Homogenization of viscoplastic constitutive laws within a phase field approach

The present work provides an original consistent framework for combining different constitutive laws, possibly nonlinear, within diffuse interface models (phase field) by homogenization rather than by mixing the material parameters, such as to offer a greater flexibility. The framework relies on the choice of relevant thermodynamic potentials such that the homogenization schemes are natural choices in the thermodynamic formulation. Thus, it justifies previously proposed classic schemes (Ammar et al., 2009b) and gives clues to explore new schemes (Durga et al., 2013; Mosler et al., 2014) by defining relevant potentials. The proposed framework is illustrated by addressing two issues.
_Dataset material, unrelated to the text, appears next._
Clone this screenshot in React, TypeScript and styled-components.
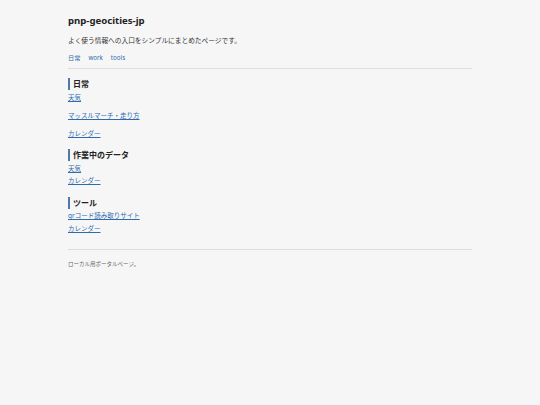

First, Reuss and Voigt homogenization schemes are shown to deliver the same kinetics of diffusion-controlled transformations in the pure elastic case in the limit of vanishing diffuse interface width. Second, using the Voigt homogenization scheme, we demonstrate that the influence of viscoplasticity, either isotropic or crystalline, on diffusion-controlled transformations is non-trivial and cannot be inferred from simple qualitative arguments. Depending on the competition between the time scales of diffusion and viscoplasticity, the growth kinetics may exhibit intermediate behaviors between purely chemical and elastic cases. Moreover, it is shown how viscoplasticity can change the morphological stability of growing circular precipitates.